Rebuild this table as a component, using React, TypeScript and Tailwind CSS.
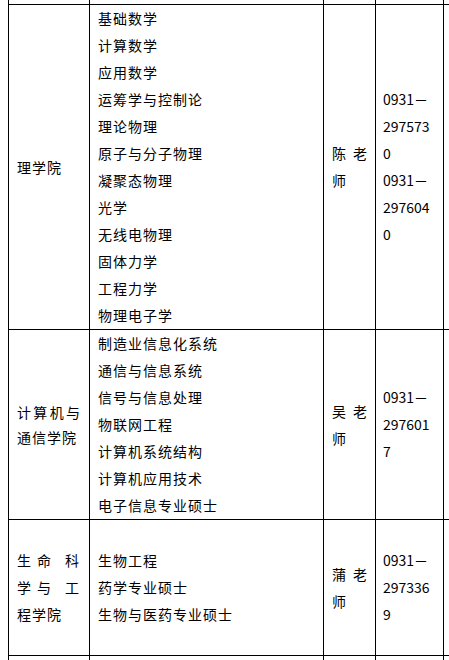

---

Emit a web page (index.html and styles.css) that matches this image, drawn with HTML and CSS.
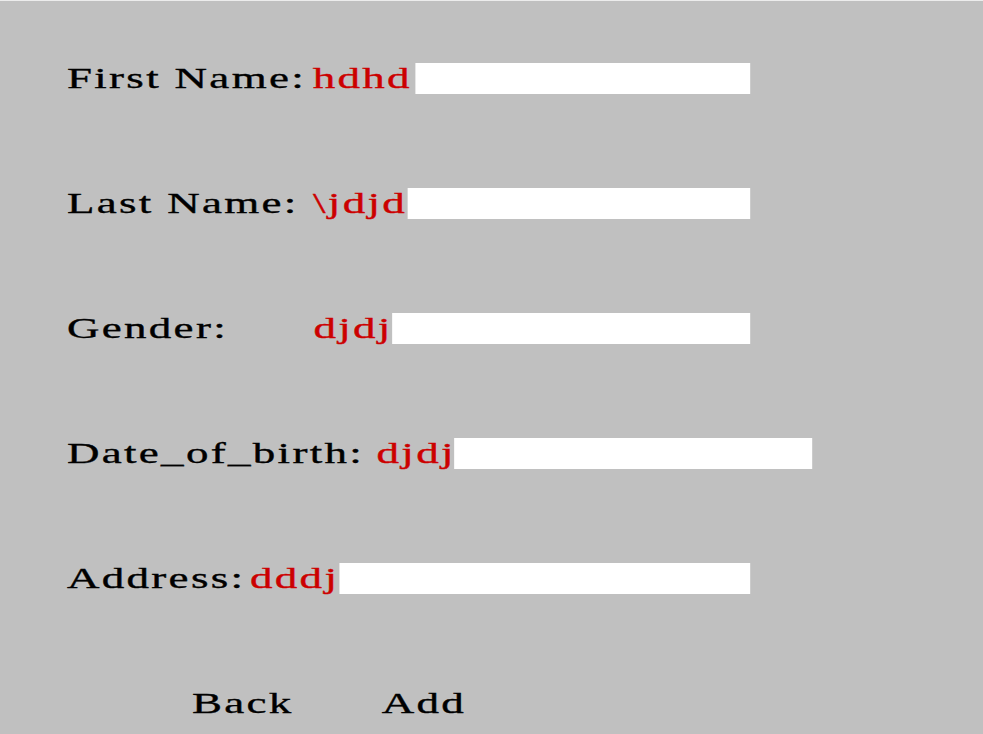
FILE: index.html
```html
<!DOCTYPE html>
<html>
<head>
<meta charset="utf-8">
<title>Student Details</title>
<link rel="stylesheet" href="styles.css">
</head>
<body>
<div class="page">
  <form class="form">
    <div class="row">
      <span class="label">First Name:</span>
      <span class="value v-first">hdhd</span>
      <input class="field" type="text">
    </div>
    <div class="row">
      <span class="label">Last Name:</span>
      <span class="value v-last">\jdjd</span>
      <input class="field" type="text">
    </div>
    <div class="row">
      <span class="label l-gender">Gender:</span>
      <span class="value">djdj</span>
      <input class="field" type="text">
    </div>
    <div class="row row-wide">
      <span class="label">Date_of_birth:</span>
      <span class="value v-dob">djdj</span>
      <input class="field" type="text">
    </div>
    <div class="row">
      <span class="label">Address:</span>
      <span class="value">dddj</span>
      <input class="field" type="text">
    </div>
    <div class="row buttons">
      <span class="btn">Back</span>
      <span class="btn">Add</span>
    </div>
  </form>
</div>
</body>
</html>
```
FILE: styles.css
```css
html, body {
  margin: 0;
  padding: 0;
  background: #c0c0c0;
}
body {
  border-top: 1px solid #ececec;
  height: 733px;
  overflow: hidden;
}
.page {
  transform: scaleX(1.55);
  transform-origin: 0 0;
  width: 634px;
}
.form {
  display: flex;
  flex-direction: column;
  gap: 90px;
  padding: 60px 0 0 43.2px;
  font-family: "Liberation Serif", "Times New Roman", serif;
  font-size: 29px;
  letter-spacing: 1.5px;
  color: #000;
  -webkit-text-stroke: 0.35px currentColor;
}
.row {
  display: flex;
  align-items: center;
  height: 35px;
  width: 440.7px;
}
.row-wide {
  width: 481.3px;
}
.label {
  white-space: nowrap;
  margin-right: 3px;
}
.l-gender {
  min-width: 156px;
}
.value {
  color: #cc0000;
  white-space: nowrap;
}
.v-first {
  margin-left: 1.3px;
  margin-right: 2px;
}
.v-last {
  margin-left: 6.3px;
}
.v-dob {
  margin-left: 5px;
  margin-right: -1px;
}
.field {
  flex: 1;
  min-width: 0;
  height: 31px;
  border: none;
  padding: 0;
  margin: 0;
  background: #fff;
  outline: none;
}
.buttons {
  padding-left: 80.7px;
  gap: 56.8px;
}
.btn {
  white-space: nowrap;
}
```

• GOAL OF THE EXERCISE
Take each line containing the string "index" and copy it out.

• TASK RESULT
Emit a web page (index.html and styles.css) that matches this image, drawn with HTML and CSS.
FILE: index.html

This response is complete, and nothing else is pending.